In 2019, a silver spoon found in the Midlands caused something of a stir. With its decorative rectangular handle, the piece of cutlery was produced in c1910 Vienna by the Wiener Werkstätte – the influential arts and crafts studio founded in 1903 by architect Josef Hoffmann and designer Koloman Moser. Offered by Hansons Auctioneers in Staffordshire with an estimate of £800 to £1,200, it sold for £3,600.

“I bought it,” says specialist dealer Wolfgang Bauer, the owner of Galerie Bel Etage in Vienna. “Hoffmann created such single spoons in one-off designs as an objet d’art, and they are very rare. Normally, a piece like this sells for around €20,000.”


The Wiener Werkstätte was born out of the Vienna Secession – a group of avant-garde artists, designers and architects who banded together in 1897. Their cultural effect was radical. While Gustav Klimt was creating his era-defining paintings, Hoffmann and Moser set out to elevate the decorative arts.
“They put together excellent designers and excellent craftsmen,” says Bauer. “Silversmiths and goldsmiths, leatherworkers and cabinetmakers.” Its output spanned architecture, furniture and interior accessories, but also jewellery and later textiles and fashion in order to create a Gesamtkunstwerk – a “total work of art”.


“For sure, Wiener Werkstätte was the first lifestyle brand,” says Renée Price, director of the Neue Galerie in New York, home of the collection of the early-20th-century German and Austrian art and design amassed by Ronald Lauder (the son of Estée). “It was all about making your life as beautiful as possible – from a sardine fork or a coal bucket to the most expensive and extravagant things.”

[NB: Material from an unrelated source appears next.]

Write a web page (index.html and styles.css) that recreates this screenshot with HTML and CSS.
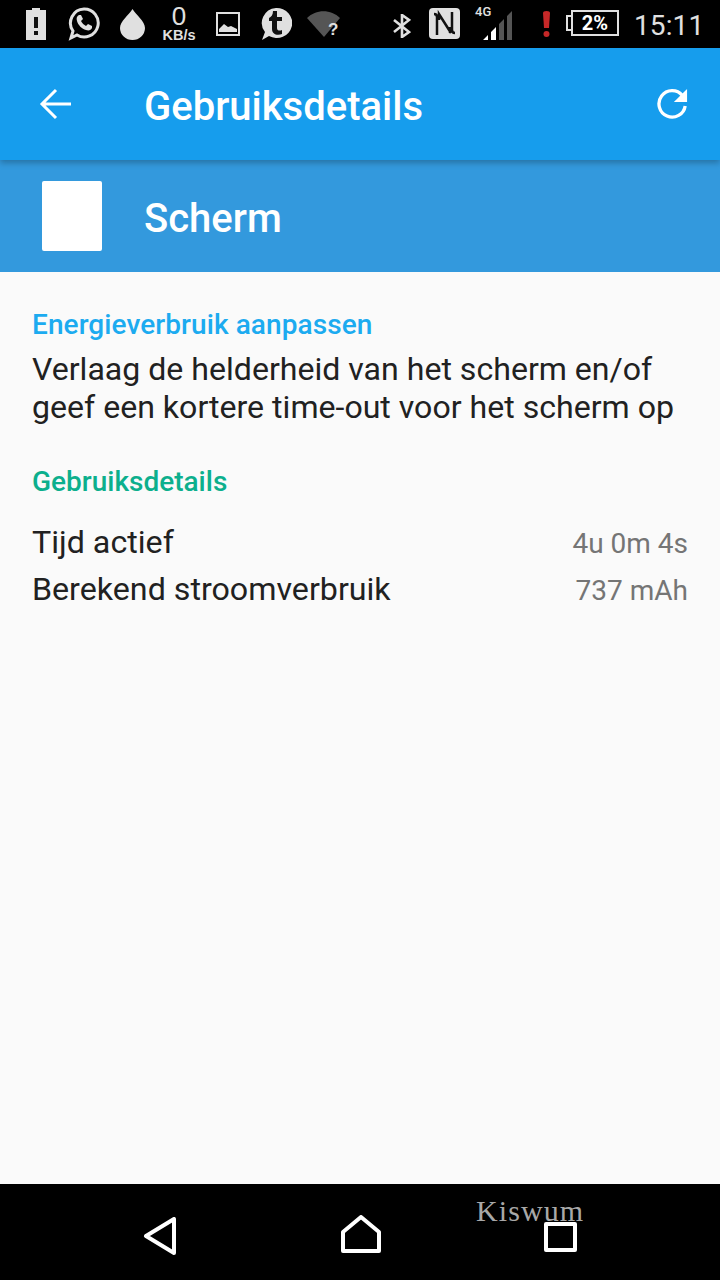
FILE: index.html
```html
<!DOCTYPE html>
<html>
<head>
    <meta charset="utf-8" />
    <title>Gebruiksdetails</title>
    <link rel="stylesheet" href="styles.css">
</head>
<body>
    <div class="phone">
        <div class="statusbar">
            <svg class="st st-batalert" width="20" height="32" viewBox="0 0 20 32">
                <path fill="#e0e0e0" d="M6 0h8v2h6v30H0V2h6z"/>
                <path fill="#111" d="M8 9h4v11H8zM8 23h4v4H8z"/>
            </svg>
            <svg class="st st-whatsapp" width="32" height="34" viewBox="0 0 32 34">
                <path fill="none" stroke="#e0e0e0" stroke-width="3" d="M16 2a14 14 0 1 1-7 26l-6 3 2-7A14 14 0 0 1 16 2z"/>
                <path fill="#e0e0e0" d="M11 8c-2 1-3 3-2 6 1 4 5 8 9 9 3 1 5 0 6-2l0-2-4-2-2 2c-2-1-4-3-5-5l2-2-2-4z"/>
            </svg>
            <svg class="st st-drop" width="25" height="31" viewBox="0 0 25 31">
                <path fill="#e0e0e0" d="M12.500 0C9 6 0 12 0 19a12.500 12 0 0 0 25 0C25 12 16 6 12.500 0z"/>
            </svg>
            <div class="st st-speed">
                <span class="speed-num">0</span>
                <span class="speed-unit">KB/s</span>
            </div>
            <svg class="st st-image" width="24" height="24" viewBox="0 0 24 24">
                <path fill="none" stroke="#e0e0e0" stroke-width="2" d="M1 1h22v22H1z"/>
                <path fill="#e0e0e0" d="M3 20v-3l5-5 4 3 3-1 6 3v3z"/>
            </svg>
            <svg class="st st-tumblr" width="32" height="34" viewBox="0 0 32 34">
                <path fill="#e0e0e0" d="M16 1a15.500 15 0 1 1-7 28l-7 4 3-8A15.500 15 0 0 1 16 1z"/>
                <path fill="#111" d="M13 4h4v6h5v4h-5v7c0 3 3 3 5 2v4c-5 2-10 0-10-5v-8h-3v-3c2-1 4-3 4-7z"/>
            </svg>
            <svg class="st st-wifi" width="33" height="28" viewBox="0 0 33 28">
                <path fill="#555" d="M0 7C9-2 24-2 33 7L17 26z"/>
                <text class="wifi-q" x="21" y="24">?</text>
            </svg>
            <svg class="st st-bt" width="18" height="24" viewBox="0 0 18 24">
                <path fill="none" stroke="#e0e0e0" stroke-width="2.600" d="M1 6l15 12-7 5V1l7 5L1 18"/>
            </svg>
            <svg class="st st-nfc" width="31" height="31" viewBox="0 0 31 31">
                <rect width="31" height="31" rx="4" fill="#e0e0e0"/>
                <path fill="none" stroke="#111" stroke-width="2.500" d="M5 6c2 0 3 1 3 3v18M10 12v-6l12 19M21 19v6M26 25c-2 0-3-1-3-3V4"/>
            </svg>
            <div class="st st-signal">
                <span class="net">4G</span>
                <svg width="30" height="30" viewBox="0 0 30 30">
                    <path fill="#fff" d="M0 30l5-5v5zM8 30V22l5-5v13z"/>
                    <path fill="#555" d="M16 30V14l5-5v21zM24 30V6l5-5v29z"/>
                </svg>
            </div>
            <svg class="st st-warn" width="9" height="26" viewBox="0 0 9 26">
                <path fill="#c62828" d="M1 2a3.500 2 0 0 1 7 0l-1 15H2z"/>
                <circle cx="4.500" cy="23" r="3" fill="#c62828"/>
            </svg>
            <div class="st st-battery">
                <span class="bat-tip"></span>
                <span class="bat-body">2%</span>
            </div>
            <span class="clock">15:11</span>
        </div>

        <div class="toolbar">
            <svg class="back" width="33" height="32" viewBox="0 0 33 32">
                <path fill="none" stroke="#fff" stroke-width="3" d="M32 16H4M17 2L3 16l14 14"/>
            </svg>
            <span class="toolbar-title">Gebruiksdetails</span>
            <svg class="refresh" width="32" height="32" viewBox="0 0 34 34">
                <path fill="none" stroke="#fff" stroke-width="3.500" d="M28 8A14 14 0 1 0 31 19"/>
                <path fill="#fff" d="M33 1v14H19z"/>
            </svg>
        </div>

        <div class="subheader">
            <div class="app-icon"></div>
            <span class="subheader-title">Scherm</span>
        </div>

        <div class="content">
            <h2 class="section blue">Energieverbruik aanpassen</h2>
            <p class="advice">Verlaag de helderheid van het scherm en/of geef een kortere time-out voor het scherm op</p>
            <h2 class="section green">Gebruiksdetails</h2>
            <div class="row">
                <span class="label">Tijd actief</span>
                <span class="value">4u 0m 4s</span>
            </div>
            <div class="row">
                <span class="label">Berekend stroomverbruik</span>
                <span class="value">737 mAh</span>
            </div>
        </div>

        <div class="navbar">
            <svg class="nav-back" width="34" height="38" viewBox="0 0 34 38">
                <path fill="none" stroke="#fff" stroke-width="4" stroke-linejoin="round" d="M31 2v34L3 19z"/>
            </svg>
            <svg class="nav-home" width="40" height="38" viewBox="0 0 40 38">
                <path fill="none" stroke="#fff" stroke-width="4" stroke-linejoin="round" d="M2 36V17L20 2l18 15v19z"/>
            </svg>
            <div class="nav-square"></div>
            <span class="watermark">Kiswum</span>
        </div>
    </div>
</body>
</html>
```

FILE: styles.css
```css
* {
    box-sizing: border-box;
}
body {
    margin: 0;
    font-family: Roboto, sans-serif;
    background: #fafafa;
}
.phone {
    width: 720px;
    height: 1280px;
    display: flex;
    flex-direction: column;
    overflow: hidden;
}
.statusbar {
    height: 48px;
    background: #000;
    display: flex;
    align-items: flex-start;
    color: #e0e0e0;
}
.st {
    flex: none;
    display: block;
}
.st-batalert { margin: 8px 0 0 26px; }
.st-whatsapp { margin: 7px 0 0 22px; }
.st-drop { margin: 9px 0 0 20px; }
.st-speed {
    margin: 4px 0 0 17px;
    width: 34px;
    display: flex;
    flex-direction: column;
    align-items: center;
    font-family: "Liberation Sans", sans-serif;
    font-weight: bold;
}
.speed-num {
    font-size: 26px;
    line-height: 25px;
    font-weight: normal;
}
.speed-unit {
    font-size: 14.500px;
    line-height: 13px;
}
.st-image { margin: 12px 0 0 20px; }
.st-tumblr { margin: 7px 0 0 20px; }
.st-wifi { margin: 11px 0 0 15px; }
.wifi-q {
    font-family: "Liberation Sans", sans-serif;
    font-size: 17px;
    font-weight: bold;
    fill: #e0e0e0;
}
.st-bt { margin: 14px 0 0 53px; }
.st-nfc { margin: 8px 0 0 18px; }
.st-signal {
    margin: 6px 0 0 15px;
    width: 38px;
    height: 34px;
    position: relative;
}
.st-signal svg {
    position: absolute;
    left: 8px;
    top: 4px;
}
.net {
    position: absolute;
    left: 0;
    top: 0;
    font-size: 13px;
    line-height: 12px;
    font-weight: 500;
}
.st-warn { margin: 11px 0 0 29px; }
.st-battery {
    margin: 10px 0 0 15px;
    display: flex;
    align-items: center;
    height: 26px;
}
.bat-tip {
    width: 5px;
    height: 16px;
    border: 2px solid #e0e0e0;
    border-right: 0;
}
.bat-body {
    width: 48px;
    height: 26px;
    border: 2px solid #e0e0e0;
    color: #fff;
    font-size: 20px;
    font-weight: 700;
    line-height: 22px;
    text-align: center;
}
.clock {
    margin: 9px 0 0 15px;
    font-size: 28px;
    line-height: 34px;
    letter-spacing: 0.100px;
}

.toolbar {
    height: 112px;
    background: #169ded;
    display: flex;
    align-items: center;
    color: #fff;
    position: relative;
    box-shadow: 0 3px 6px rgba(0,0,0,0.25);
}
.back {
    margin-left: 39px;
    flex: none;
}
.toolbar-title {
    margin-left: 72px;
    font-size: 40px;
    font-weight: 500;
    padding-top: 4px;
}
.refresh {
    margin-left: auto;
    margin-right: 32px;
}
.subheader {
    height: 112px;
    background: #3399dd;
    display: flex;
    align-items: center;
    color: #fff;
}
.app-icon {
    width: 60px;
    height: 70px;
    margin-left: 42px;
    background: #fff;
    border-radius: 2px;
}
.subheader-title {
    margin-left: 42px;
    font-size: 40px;
    font-weight: 500;
    padding-top: 4px;
}

.content {
    flex: 1;
    background: #fafafa;
    padding: 36px 32px 0;
}
.section {
    margin: 0;
    font-size: 28px;
    line-height: 34px;
    font-weight: 500;
}
.blue {
    color: #1cabf0;
    margin-bottom: 8px;
    letter-spacing: 0.080px;
}
.green {
    color: #0caf8d;
    margin-top: 39px;
    margin-bottom: 19px;
}
.advice {
    margin: 0;
    font-size: 32.100px;
    line-height: 38px;
    color: #212121;
}
.row {
    display: flex;
    justify-content: space-between;
    align-items: center;
    height: 47px;
}
.label {
    font-size: 32.200px;
    color: #212121;
}
.value {
    font-size: 28px;
    color: #757575;
    padding-top: 4px;
}

.navbar {
    height: 96px;
    background: #000;
    display: flex;
    align-items: flex-start;
    position: relative;
}
.nav-back { margin: 33px 0 0 143px; }
.nav-home { margin: 31px 0 0 164px; }
.nav-square {
    width: 33px;
    height: 30px;
    margin: 38px 0 0 163px;
    border: 4px solid #fff;
    border-radius: 2px;
}
.watermark {
    position: absolute;
    left: 476px;
    top: 10px;
    font-family: "Liberation Serif", serif;
    font-size: 30px;
    line-height: 34px;
    color: #a8a8a8;
    letter-spacing: 1.100px;
}
```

Today, the world’s largest Wiener Werkstätte collection resides at Vienna’s MAK museum, which is currently showing an exhibition dedicated to Hoffmann. “He was really a universal designer in the same way that Philippe Starck is nowadays,” says co-curator Rainald Franz. “He started the modern idea of a designer being in charge of everything, from the glass you drink out of to whole buildings.”
The Wiener Werkstätte was also an aesthetic precursor to modernism. “People come to my shop and say, ‘Oh, it’s very nice art deco furniture you have’, but these designs pre-date art deco by 15 or 20 years,” says Bauer. “At the time it was too modern for many people. The geometric forms were an attack. They didn’t sell so well and the Wiener Werkstätte went bankrupt several times before closing in 1932.”



Modern simplicity is what gives these pieces contemporary appeal. “The early work, from 1903 to around 1908, is the most desirable,” says Bauer, adding that prices start at €100 for postcards. A very ornate silver vitrine by Carl Otto Czeschka was acquired by the Dallas Museum of Art in 2013 for an undisclosed sum. In between are Hoffmann’s shapely silver candlesticks; his iconic “Sitzmaschine” recliner (a version of which sold at Sotheby’s in 2020 for $11,340); and Prutscher’s delicate and colourful wine glasses (a trio fetched $22,500 at Christie’s last year). Pieces turn up in Viennese auction houses Im Kinsky and Dorotheum, as well as with London dealer Yves Macaux, who has a range of chairs and tables by both Moser and Hoffmann, and recently sold a decadent 1908 hanging lamp for a six-figure sum. In 2020, Christie’s New York sold a trio of c1906 Hoffmann light fixtures for $774,000. Marta De Roia, a specialist in its design department, adds: “Objects of this calibre are rarely traded at auction as many are in museum collections.”


Original collaborators such as glassmaker Lobmeyr and textile company Backhausen still manufacture Wiener Werkstätte wares – from Hoffmann’s monochrome Serie B drinking set to his Beehive fabric design, both available at the Neue Galerie shop. Newer brands also offer reissues: Alessi produces Hoffmann’s coolly modernist 1906 Rundes Modell cutlery (£599 for a 24-piece set) and Avenue Road’s re-editions include a 1907 dining chair for the Fledermaus cabaret (from C$3,100, about £1,890). In Vienna, WOKA reproduces Wiener Werkstätte lighting, and its designs can be seen in the richly layered interiors of Kelly Wearstler and Ken Fulk. Proof that Vienna’s artistic golden age is still the height of modern opulence.